SET TASK:
What lines of the data include the string "that"? Copy them all.
-- start MATERIAL SUPPLIED --
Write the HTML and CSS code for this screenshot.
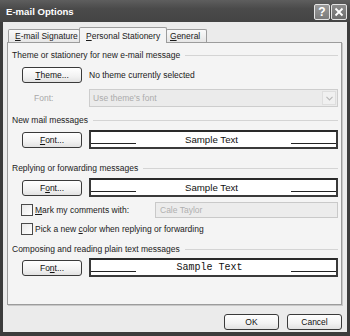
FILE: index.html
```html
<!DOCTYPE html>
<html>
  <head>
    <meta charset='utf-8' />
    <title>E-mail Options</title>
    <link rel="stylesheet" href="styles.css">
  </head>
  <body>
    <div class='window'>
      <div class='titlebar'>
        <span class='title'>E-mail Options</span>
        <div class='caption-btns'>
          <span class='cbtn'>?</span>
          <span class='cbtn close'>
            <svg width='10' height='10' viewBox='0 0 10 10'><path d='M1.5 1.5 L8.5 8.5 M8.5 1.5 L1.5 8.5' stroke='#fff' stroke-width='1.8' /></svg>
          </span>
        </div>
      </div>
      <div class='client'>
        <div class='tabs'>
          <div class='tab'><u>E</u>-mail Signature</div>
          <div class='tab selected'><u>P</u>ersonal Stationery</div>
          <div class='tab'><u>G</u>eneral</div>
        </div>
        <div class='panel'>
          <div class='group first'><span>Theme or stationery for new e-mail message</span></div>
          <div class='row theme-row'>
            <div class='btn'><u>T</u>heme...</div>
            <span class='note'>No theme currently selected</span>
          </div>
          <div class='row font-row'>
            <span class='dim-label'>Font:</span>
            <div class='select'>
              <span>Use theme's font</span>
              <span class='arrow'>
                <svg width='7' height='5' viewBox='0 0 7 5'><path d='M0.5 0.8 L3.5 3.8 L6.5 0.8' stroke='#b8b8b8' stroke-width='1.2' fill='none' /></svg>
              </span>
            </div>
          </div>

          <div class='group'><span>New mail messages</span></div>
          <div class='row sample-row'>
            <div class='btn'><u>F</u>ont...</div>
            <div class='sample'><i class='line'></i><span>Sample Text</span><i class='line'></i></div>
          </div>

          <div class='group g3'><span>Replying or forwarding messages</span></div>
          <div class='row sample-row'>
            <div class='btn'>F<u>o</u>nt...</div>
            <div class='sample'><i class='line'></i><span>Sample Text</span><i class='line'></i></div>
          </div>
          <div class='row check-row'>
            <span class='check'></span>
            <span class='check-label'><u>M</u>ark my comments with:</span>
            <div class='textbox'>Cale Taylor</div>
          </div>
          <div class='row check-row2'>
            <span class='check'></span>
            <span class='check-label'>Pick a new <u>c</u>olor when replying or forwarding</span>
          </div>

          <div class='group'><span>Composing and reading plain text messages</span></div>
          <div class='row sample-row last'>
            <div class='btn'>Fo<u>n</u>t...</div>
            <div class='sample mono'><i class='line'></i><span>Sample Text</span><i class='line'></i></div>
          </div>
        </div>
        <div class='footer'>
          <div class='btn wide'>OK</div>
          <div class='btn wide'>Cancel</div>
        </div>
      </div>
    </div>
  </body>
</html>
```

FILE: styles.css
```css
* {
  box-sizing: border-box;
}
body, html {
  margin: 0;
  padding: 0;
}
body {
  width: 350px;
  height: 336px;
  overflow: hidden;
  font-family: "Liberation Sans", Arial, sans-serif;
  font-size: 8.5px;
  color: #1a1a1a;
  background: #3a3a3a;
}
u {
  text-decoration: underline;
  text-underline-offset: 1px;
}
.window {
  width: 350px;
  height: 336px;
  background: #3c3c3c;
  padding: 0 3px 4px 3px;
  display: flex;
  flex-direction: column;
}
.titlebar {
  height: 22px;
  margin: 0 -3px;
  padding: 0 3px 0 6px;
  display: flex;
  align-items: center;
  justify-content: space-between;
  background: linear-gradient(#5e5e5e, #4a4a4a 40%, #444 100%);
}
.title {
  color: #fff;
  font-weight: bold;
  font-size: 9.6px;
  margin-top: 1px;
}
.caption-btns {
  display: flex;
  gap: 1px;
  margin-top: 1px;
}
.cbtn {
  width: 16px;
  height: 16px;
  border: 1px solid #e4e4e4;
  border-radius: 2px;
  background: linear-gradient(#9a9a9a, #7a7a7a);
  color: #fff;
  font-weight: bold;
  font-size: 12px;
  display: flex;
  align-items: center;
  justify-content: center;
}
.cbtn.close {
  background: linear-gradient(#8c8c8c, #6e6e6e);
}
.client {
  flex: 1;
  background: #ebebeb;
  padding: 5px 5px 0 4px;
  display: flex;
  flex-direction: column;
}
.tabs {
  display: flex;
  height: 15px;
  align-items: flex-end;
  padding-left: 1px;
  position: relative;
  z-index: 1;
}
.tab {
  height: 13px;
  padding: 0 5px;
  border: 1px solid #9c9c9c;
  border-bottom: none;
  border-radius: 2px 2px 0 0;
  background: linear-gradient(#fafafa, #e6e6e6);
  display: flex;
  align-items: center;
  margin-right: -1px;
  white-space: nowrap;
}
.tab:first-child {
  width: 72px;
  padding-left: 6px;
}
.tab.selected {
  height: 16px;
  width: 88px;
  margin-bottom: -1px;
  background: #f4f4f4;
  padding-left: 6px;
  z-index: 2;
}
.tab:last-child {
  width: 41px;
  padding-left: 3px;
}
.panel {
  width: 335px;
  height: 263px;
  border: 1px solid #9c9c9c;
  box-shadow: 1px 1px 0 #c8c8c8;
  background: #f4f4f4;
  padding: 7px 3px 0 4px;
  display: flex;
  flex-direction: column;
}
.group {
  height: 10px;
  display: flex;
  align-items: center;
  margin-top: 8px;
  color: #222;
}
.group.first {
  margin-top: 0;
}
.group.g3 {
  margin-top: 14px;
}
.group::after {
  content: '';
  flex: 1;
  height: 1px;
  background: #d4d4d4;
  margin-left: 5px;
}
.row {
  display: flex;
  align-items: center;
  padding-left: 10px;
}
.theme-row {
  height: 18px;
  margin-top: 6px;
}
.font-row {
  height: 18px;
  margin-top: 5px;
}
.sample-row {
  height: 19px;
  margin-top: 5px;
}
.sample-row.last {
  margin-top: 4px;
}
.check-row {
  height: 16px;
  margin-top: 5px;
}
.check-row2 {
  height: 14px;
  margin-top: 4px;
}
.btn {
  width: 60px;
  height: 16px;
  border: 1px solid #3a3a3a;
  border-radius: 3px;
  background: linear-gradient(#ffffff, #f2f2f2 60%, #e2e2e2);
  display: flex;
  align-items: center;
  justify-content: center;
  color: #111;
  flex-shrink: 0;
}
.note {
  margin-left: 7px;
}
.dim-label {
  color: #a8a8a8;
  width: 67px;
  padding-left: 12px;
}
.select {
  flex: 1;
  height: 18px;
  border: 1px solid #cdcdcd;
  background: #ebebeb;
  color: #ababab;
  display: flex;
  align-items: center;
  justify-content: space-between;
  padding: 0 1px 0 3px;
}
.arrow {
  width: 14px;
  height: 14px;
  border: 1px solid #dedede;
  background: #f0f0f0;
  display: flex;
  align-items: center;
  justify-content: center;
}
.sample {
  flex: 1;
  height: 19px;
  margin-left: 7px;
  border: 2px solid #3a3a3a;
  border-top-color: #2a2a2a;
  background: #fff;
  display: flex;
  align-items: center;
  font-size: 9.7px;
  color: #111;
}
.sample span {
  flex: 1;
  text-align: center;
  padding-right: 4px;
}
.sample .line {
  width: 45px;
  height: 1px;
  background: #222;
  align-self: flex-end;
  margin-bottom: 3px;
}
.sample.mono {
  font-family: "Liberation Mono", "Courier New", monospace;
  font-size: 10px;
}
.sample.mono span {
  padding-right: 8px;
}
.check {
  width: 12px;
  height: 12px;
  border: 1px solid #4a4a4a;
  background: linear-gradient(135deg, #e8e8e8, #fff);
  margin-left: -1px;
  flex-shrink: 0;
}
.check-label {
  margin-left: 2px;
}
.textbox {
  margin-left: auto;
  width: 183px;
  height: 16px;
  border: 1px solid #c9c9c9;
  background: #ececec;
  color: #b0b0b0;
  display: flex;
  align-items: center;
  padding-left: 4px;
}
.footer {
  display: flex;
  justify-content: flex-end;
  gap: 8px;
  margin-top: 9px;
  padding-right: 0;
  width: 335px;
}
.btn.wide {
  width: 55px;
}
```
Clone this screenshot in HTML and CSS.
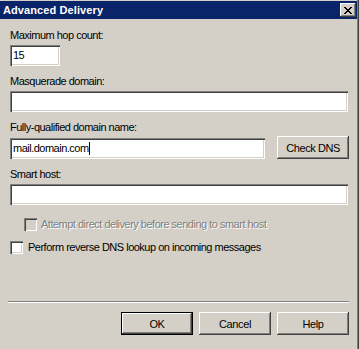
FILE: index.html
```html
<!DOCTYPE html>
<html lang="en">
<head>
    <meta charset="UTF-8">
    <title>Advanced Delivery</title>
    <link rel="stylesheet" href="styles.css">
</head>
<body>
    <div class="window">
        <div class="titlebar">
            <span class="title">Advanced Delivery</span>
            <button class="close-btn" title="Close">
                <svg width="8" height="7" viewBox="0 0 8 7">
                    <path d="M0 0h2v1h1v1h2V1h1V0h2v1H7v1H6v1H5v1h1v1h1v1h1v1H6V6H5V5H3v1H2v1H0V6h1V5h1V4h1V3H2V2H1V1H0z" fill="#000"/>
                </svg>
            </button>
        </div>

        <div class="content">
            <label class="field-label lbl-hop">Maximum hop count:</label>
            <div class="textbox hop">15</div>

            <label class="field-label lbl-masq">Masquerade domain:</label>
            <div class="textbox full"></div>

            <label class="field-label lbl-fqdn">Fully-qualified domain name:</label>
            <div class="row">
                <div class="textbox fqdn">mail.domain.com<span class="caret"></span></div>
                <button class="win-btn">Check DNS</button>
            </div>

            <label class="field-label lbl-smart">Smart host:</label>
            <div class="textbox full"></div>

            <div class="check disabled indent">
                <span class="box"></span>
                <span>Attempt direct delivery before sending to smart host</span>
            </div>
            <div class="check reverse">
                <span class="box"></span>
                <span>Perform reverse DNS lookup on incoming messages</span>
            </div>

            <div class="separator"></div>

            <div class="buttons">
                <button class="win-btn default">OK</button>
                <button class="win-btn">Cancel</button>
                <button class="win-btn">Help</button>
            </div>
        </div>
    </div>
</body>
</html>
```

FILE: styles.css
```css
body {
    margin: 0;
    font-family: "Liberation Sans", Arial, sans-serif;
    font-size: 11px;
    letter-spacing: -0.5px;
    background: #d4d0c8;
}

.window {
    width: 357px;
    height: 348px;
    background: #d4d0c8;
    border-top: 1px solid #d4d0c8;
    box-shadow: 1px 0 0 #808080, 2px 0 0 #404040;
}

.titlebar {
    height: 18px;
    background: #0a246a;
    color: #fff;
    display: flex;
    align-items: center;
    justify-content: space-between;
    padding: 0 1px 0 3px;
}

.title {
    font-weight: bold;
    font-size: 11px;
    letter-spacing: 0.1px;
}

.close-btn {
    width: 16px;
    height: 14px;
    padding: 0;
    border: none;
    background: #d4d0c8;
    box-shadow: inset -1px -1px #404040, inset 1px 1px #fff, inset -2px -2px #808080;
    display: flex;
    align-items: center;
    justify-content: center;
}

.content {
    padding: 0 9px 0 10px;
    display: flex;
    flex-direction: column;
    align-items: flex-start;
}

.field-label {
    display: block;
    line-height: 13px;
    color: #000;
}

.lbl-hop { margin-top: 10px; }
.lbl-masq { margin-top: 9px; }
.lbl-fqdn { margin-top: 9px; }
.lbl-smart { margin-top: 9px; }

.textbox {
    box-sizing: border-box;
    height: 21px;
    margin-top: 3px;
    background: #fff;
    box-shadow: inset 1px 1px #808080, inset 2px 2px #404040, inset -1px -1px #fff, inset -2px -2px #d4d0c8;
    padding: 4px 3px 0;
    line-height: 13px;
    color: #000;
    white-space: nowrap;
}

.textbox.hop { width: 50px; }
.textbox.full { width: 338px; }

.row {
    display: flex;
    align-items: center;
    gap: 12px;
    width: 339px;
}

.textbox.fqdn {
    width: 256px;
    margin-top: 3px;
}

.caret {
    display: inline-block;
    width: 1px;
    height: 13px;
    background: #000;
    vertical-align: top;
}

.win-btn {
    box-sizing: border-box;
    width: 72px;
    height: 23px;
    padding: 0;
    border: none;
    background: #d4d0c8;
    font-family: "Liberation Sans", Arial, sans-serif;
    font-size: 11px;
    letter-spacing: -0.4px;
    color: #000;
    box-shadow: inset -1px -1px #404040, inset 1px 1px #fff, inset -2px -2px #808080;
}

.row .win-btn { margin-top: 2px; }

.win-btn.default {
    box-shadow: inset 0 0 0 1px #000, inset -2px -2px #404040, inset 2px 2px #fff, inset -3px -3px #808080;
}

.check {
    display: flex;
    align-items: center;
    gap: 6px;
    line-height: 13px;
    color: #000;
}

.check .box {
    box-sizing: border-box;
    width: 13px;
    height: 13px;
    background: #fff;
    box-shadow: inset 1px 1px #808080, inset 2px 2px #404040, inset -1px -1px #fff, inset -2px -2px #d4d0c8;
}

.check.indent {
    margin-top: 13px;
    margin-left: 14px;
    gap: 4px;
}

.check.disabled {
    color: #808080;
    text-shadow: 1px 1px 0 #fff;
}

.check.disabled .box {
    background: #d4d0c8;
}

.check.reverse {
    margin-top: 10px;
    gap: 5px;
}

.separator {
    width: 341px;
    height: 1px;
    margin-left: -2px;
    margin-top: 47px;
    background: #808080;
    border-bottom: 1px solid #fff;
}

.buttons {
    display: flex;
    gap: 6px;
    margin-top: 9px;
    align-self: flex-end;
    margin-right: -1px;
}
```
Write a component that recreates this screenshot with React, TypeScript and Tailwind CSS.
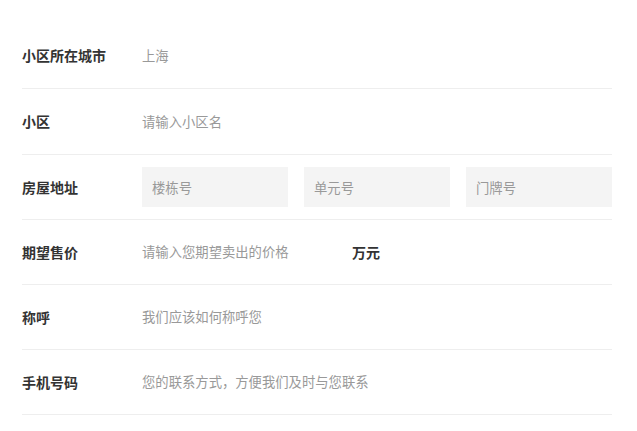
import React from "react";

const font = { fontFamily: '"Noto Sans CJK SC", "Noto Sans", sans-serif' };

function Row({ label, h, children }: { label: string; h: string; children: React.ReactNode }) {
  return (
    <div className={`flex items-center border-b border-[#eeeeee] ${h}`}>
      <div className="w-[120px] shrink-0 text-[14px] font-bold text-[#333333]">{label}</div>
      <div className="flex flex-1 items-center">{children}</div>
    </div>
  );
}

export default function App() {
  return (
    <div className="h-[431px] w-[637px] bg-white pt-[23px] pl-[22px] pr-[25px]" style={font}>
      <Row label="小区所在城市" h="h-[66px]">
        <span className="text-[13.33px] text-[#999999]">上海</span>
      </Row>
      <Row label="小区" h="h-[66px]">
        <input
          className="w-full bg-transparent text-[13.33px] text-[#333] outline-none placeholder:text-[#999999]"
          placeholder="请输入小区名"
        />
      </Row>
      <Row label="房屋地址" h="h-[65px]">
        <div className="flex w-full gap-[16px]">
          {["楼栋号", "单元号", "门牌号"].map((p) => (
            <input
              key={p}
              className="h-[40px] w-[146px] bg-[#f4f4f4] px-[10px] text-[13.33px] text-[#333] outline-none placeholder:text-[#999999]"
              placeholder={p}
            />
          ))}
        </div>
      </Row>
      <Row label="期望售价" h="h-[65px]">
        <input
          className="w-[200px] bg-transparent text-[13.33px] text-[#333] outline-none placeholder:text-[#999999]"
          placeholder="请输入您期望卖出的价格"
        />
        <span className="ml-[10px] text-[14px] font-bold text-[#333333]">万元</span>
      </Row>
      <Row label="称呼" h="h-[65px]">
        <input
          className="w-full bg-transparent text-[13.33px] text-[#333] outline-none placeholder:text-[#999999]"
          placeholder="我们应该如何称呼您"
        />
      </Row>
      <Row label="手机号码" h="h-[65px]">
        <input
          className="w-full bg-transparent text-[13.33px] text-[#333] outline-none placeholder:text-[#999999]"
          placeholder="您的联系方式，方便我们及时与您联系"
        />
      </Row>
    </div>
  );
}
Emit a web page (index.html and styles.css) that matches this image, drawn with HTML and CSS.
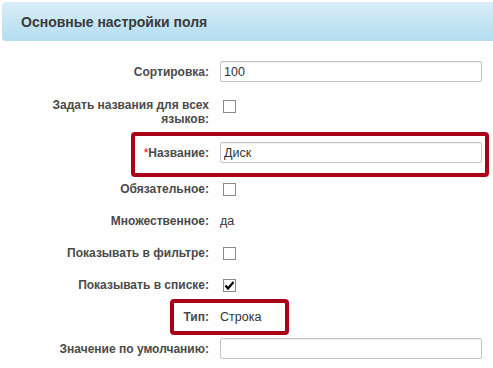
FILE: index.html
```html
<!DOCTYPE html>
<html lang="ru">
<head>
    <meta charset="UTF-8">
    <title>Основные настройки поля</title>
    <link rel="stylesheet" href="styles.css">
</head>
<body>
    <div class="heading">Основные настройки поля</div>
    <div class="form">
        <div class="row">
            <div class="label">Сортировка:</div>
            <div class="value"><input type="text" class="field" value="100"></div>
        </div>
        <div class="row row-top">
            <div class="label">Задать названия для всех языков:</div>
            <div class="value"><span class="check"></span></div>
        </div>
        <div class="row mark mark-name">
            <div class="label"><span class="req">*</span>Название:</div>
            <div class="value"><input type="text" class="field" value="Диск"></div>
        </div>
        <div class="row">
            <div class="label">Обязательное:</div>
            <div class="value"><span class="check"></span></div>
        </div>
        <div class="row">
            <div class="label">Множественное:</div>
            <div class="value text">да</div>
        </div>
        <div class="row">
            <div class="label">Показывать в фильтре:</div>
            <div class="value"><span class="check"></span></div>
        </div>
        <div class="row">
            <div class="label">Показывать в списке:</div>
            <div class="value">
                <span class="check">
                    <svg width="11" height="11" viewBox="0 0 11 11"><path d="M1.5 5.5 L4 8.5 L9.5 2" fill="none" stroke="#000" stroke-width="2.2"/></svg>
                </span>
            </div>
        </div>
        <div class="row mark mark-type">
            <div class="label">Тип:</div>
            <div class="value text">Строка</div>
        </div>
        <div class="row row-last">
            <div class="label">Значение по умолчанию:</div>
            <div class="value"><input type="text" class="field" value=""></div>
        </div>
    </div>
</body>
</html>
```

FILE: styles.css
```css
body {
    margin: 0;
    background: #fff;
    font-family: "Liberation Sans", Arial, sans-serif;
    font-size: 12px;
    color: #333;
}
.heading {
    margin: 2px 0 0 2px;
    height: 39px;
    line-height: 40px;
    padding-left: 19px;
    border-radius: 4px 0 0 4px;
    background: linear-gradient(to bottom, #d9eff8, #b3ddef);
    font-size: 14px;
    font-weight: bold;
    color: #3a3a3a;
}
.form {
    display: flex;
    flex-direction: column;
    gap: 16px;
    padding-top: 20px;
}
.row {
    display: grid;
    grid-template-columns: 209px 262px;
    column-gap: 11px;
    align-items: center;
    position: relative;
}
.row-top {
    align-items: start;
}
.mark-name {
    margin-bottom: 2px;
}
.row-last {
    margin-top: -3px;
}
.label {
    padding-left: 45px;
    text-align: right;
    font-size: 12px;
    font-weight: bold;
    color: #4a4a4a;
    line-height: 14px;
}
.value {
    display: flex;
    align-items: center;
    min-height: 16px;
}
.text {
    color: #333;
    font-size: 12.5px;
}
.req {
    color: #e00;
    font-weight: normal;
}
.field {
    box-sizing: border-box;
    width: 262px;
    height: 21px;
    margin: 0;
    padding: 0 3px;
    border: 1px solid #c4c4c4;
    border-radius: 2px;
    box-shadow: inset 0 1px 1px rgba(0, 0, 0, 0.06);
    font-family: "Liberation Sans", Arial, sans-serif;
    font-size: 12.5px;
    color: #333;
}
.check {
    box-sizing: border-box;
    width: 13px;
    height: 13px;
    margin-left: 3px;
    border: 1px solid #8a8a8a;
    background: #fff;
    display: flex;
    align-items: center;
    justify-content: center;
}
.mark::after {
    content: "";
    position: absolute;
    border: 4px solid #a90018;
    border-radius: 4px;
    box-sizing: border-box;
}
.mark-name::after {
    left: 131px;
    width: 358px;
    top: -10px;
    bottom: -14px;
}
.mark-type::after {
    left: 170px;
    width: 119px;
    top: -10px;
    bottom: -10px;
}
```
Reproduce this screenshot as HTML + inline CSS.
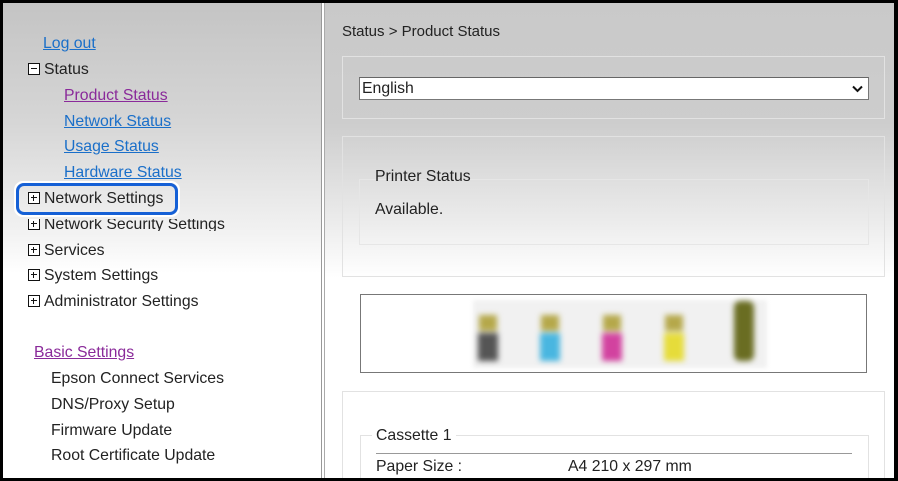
-- end MATERIAL SUPPLIED --
RESULT:
Write a component that recreates this screenshot with React, TypeScript and Tailwind CSS.
Emit a web page (index.html and styles.css) that matches this image, drawn with HTML and CSS.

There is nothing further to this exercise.